Relative Size

Outdoor rooms are most successful when their size conforms to their intended use. For example, an intimate private patio should probably be about the size of an intimate indoor sitting room. A barbecue cooking and eating area intended for entertaining should be about the same size as a kitchen-dining room combination of comfortable dimensions inside the house.

If a style of entertaining calls for large interior rooms, the outdoor rooms should also be large. Be careful, however, because there’s a tendency to make outdoor spaces much bigger than they need to be, which can lead to uncomfortably large areas lacking a feeling of enclosure. The most desirable places to sit outdoors are like the backwaters of a stream, where eddies exist out of the way of fast-moving water. They provide a feeling of repose and a restful sense of apartness.

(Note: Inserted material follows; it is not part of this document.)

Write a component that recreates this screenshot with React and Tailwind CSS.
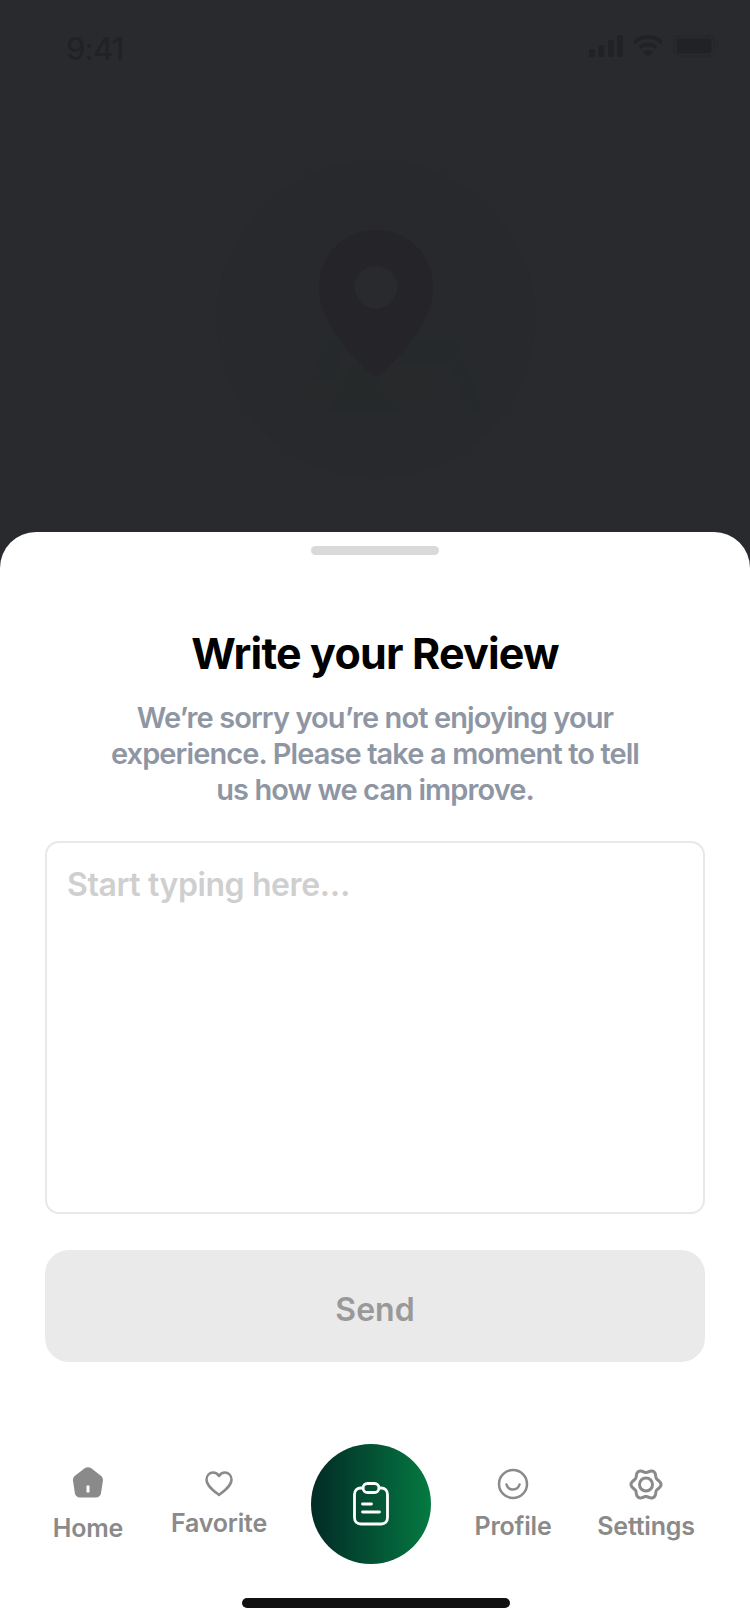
const sans = "font-['Inter','Noto_Sans',sans-serif]";

// gear outline: six soft lobes around the centre
const gearPath =
  Array.from({ length: 120 }, (_, i) => {
    const a = (i / 120) * Math.PI * 2;
    const r = 13.5 + 1.5 * Math.cos(6 * a);
    return `${i === 0 ? 'M' : 'L'}${(17 + r * Math.cos(a)).toFixed(2)} ${(16.5 + r * Math.sin(a)).toFixed(2)}`;
  }).join(' ') + ' Z';

function StatusBar() {
  return (
    <div className="flex items-start justify-between pl-[66px] pr-[31px] pt-[30px]">
      <span className={`${sans} text-[31px] leading-[38px] font-medium tracking-[-1px] text-[#212225]`}>9:41</span>
      <div className="flex items-center gap-[10px] pt-[5px]">
        <svg width="34" height="22" viewBox="0 0 34 22" fill="#212225">
          <rect x="0" y="14" width="6" height="8" rx="2" />
          <rect x="9.5" y="10" width="6" height="12" rx="2" />
          <rect x="19" y="5" width="6" height="17" rx="2" />
          <rect x="28" y="0" width="6" height="22" rx="2" />
        </svg>
        <svg width="30" height="22" viewBox="0 0 30 22" fill="#212225">
          <path d="M15 0C9.2 0 4 2.3 0 6l2.6 3C5.9 5.900 10.200 4 15 4s9.100 1.900 12.400 5L30 6C26 2.300 20.800 0 15 0z" />
          <path d="M15 7.500c-3.600 0-6.900 1.400-9.400 3.700l2.700 3c1.800-1.600 4.100-2.600 6.700-2.600s4.900 1 6.700 2.600l2.700-3C21.900 8.900 18.600 7.500 15 7.500z" />
          <path d="M15 15c-1.900 0-3.500.7-4.800 1.800L15 22l4.800-5.200C18.500 15.700 16.900 15 15 15z" />
        </svg>
        <svg width="46" height="22" viewBox="0 0 46 22" fill="none">
          <rect x="1" y="1" width="40" height="20" rx="5" stroke="#26272a" strokeWidth="2" />
          <rect x="3.500" y="3.500" width="35" height="15" rx="3" fill="#212225" />
          <rect x="43" y="8" width="2.500" height="6" rx="1" fill="#27282b" />
        </svg>
      </div>
    </div>
  );
}

function MapIllustration() {
  return (
    <svg width="318" height="318" viewBox="0 0 318 318" fill="none" className="mx-auto mt-[92px] translate-x-[1px]">
      <circle cx="159" cy="159" r="159" fill="#28292c" />
      <path d="M107 182 L82 250 L112 250 L135 182 Z" fill="#28292a" />
      <path d="M107 182 L94 218 L118 218 L127 182 Z" fill="#26292b" />
      <path d="M135 200 L112 250 L185 250 L159 218 Z" fill="#25292a" />
      <path d="M159 218 L185 250 L228 250 L212 190 L190 190 Z" fill="#28292a" />
      <path d="M190 182 L234 182 Q240 182 243 190 L248 205 L180 205 Z" fill="#26292b" />
      <path d="M234 182 Q240 182 243 190 L265 250 L250 250 L228 182 Z" fill="#25292c" />
      <path
        d="M159 70C127 70 102 95 102 127C102 165 140 203 159 218C178 203 216 165 216 127C216 95 191 70 159 70Z"
        fill="#252428"
      />
      <circle cx="159" cy="127" r="21.500" fill="#292a2d" />
    </svg>
  );
}

function HomeIcon() {
  return (
    <svg width="32" height="31" viewBox="0 0 32 31" fill="#8a8a8a">
      <path
        fillRule="evenodd"
        d="M12.700 1.300c1.900-1.500 4.700-1.500 6.600 0l9.600 7.400c1.500 1.200 2.300 3.100 2 5l-1.900 12.500c-.4 2.400-2.500 4.300-5 4.300H7.900c-2.500 0-4.600-1.900-5-4.300L1 13.700c-.3-1.900.5-3.800 2-5L12.700 1.300zM14.500 18.500v7h3v-7h-3z"
      />
    </svg>
  );
}

function HeartIcon() {
  return (
    <svg width="28" height="26" viewBox="0 0 28 26" fill="none" stroke="#8a8a8a" strokeWidth="2.500" strokeLinejoin="round">
      <path d="M14 24C9 20 1.500 15 1.500 8.500C1.500 4.500 4.500 1.500 8 1.500C10.500 1.500 12.700 2.800 14 5C15.300 2.800 17.500 1.500 20 1.500C23.500 1.500 26.500 4.500 26.500 8.500C26.500 15 19 20 14 24Z" />
    </svg>
  );
}

function SmileIcon() {
  return (
    <svg width="32" height="32" viewBox="0 0 32 32" fill="none" stroke="#8a8a8a" strokeWidth="2.500" strokeLinecap="round">
      <circle cx="16" cy="16" r="14" />
      <path d="M9.500 16.500C10.500 20 13 21.500 16 21.500C19 21.500 21.500 20 22.500 16.500" />
    </svg>
  );
}

function GearIcon() {
  return (
    <svg width="34" height="33" viewBox="0 0 34 33" fill="none" stroke="#8a8a8a" strokeWidth="3" strokeLinejoin="round">
      <path d={gearPath} />
      <circle cx="17" cy="16.500" r="6.500" />
    </svg>
  );
}

function ClipboardIcon() {
  return (
    <svg width="36" height="44" viewBox="0 0 36 44" fill="none" stroke="#fff" strokeWidth="2.800" strokeLinecap="round">
      <path d="M10 6H8C4 6 1.500 8.500 1.500 12.500V35.500C1.500 39.500 4 42 8 42H28C32 42 34.500 39.500 34.500 35.500V12.500C34.500 8.500 32 6 28 6H26" />
      <rect x="10" y="1.500" width="16" height="9" rx="4.500" />
      <path d="M9.500 22H18.500" />
      <path d="M9.500 30H26.500" />
    </svg>
  );
}

function NavItem({ icon, label, className }) {
  return (
    <div className={`flex flex-col items-center ${className}`}>
      <div className="h-[36px] flex items-center justify-center">{icon}</div>
      <span className="font-['Inter',sans-serif] text-[25px] leading-[30px] font-semibold tracking-[-0.2px] text-[#8a8a8a] whitespace-nowrap">{label}</span>
    </div>
  );
}

export default function App() {
  return (
    <div className="w-[750px] h-[1624px] flex flex-col bg-[#292a2d] overflow-hidden">
      <div className="h-[532px] flex-none">
        <StatusBar />
        <MapIllustration />
      </div>

      <div className="flex-1 flex flex-col items-center bg-white rounded-t-[36px] relative">
        <div className="w-[128px] h-[9px] mt-[14px] rounded-full bg-[#d9d9d9]" />
        <h1 className={`${sans} mt-[71px] text-[43px] leading-[54px] font-bold tracking-[-0.8px] text-black`}>Write your Review</h1>
        <p className={`${sans} mt-[20px] text-[29px] leading-[36px] font-semibold tracking-[-0.9px] text-[#8f96a3] text-center`}>
          We’re sorry you’re not enjoying your<br />
          experience. Please take a moment to tell<br />
          us how we can improve.
        </p>
        <div className={`${sans} w-[660px] h-[373px] mt-[33px] border-2 border-[#e8e8e8] rounded-[14px] px-[20px] pt-[22px] text-[32px] leading-[40px] font-semibold tracking-[-0.4px] text-[#cfcfcf]`}>
          Start typing here…
        </div>
        <button className="w-[660px] h-[112px] mt-[36px] pt-[8px] rounded-[24px] bg-[#eaeaea] font-['Inter',sans-serif] text-[32px] font-semibold text-[#999999]">
          Send
        </button>

        <div className="w-full h-[120px] mt-[82px] flex items-start">
          <NavItem icon={<HomeIcon />} label="Home" className="w-[70px] ml-[53px] mt-[20px] gap-[13px]" />
          <NavItem icon={<HeartIcon />} label="Favorite" className="w-[96px] ml-[48px] mt-[22px] gap-[6px]" />
          <div className="w-[120px] h-[120px] ml-[44px] flex-none rounded-full bg-gradient-to-r from-[#022b25] to-[#057a41] flex items-center justify-center">
            <ClipboardIcon />
          </div>
          <NavItem icon={<SmileIcon />} label="Profile" className="w-[76px] ml-[44px] mt-[22px] gap-[9px]" />
          <NavItem icon={<GearIcon />} label="Settings" className="w-[98px] ml-[46px] mt-[22px] gap-[9px]" />
        </div>

        <div className="w-[268px] h-[10px] mt-[34px] ml-[2px] rounded-full bg-[#111111]" />
      </div>
    </div>
  );
}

Try creating smaller spaces within a larger one by placing tubs of plants or groupings of furniture to simulate edges of space. The modification can be made more permanent by alternating paved areas with planting beds filled to a pleasing height. In a landscape that is being redone, look critically at the existing living spaces, and be daring. Make spaces smaller or larger, or move them to a different part of the yard.

Human Scale

General rules about space have so many exceptions that they are useful only as starting points. One such rule states that space is most comfortable when it has a relationship to the scale of the human form. A landscape can achieve relative human proportions whether the scale is large or small. A large garden with a view of mountains in the distance can be as human in scale as a small rock garden — if the view is open and expansive. However, if the garden is narrow and lined on both sides by tall trees, the distant mountains will appear too tall in proportion to the size of the lot.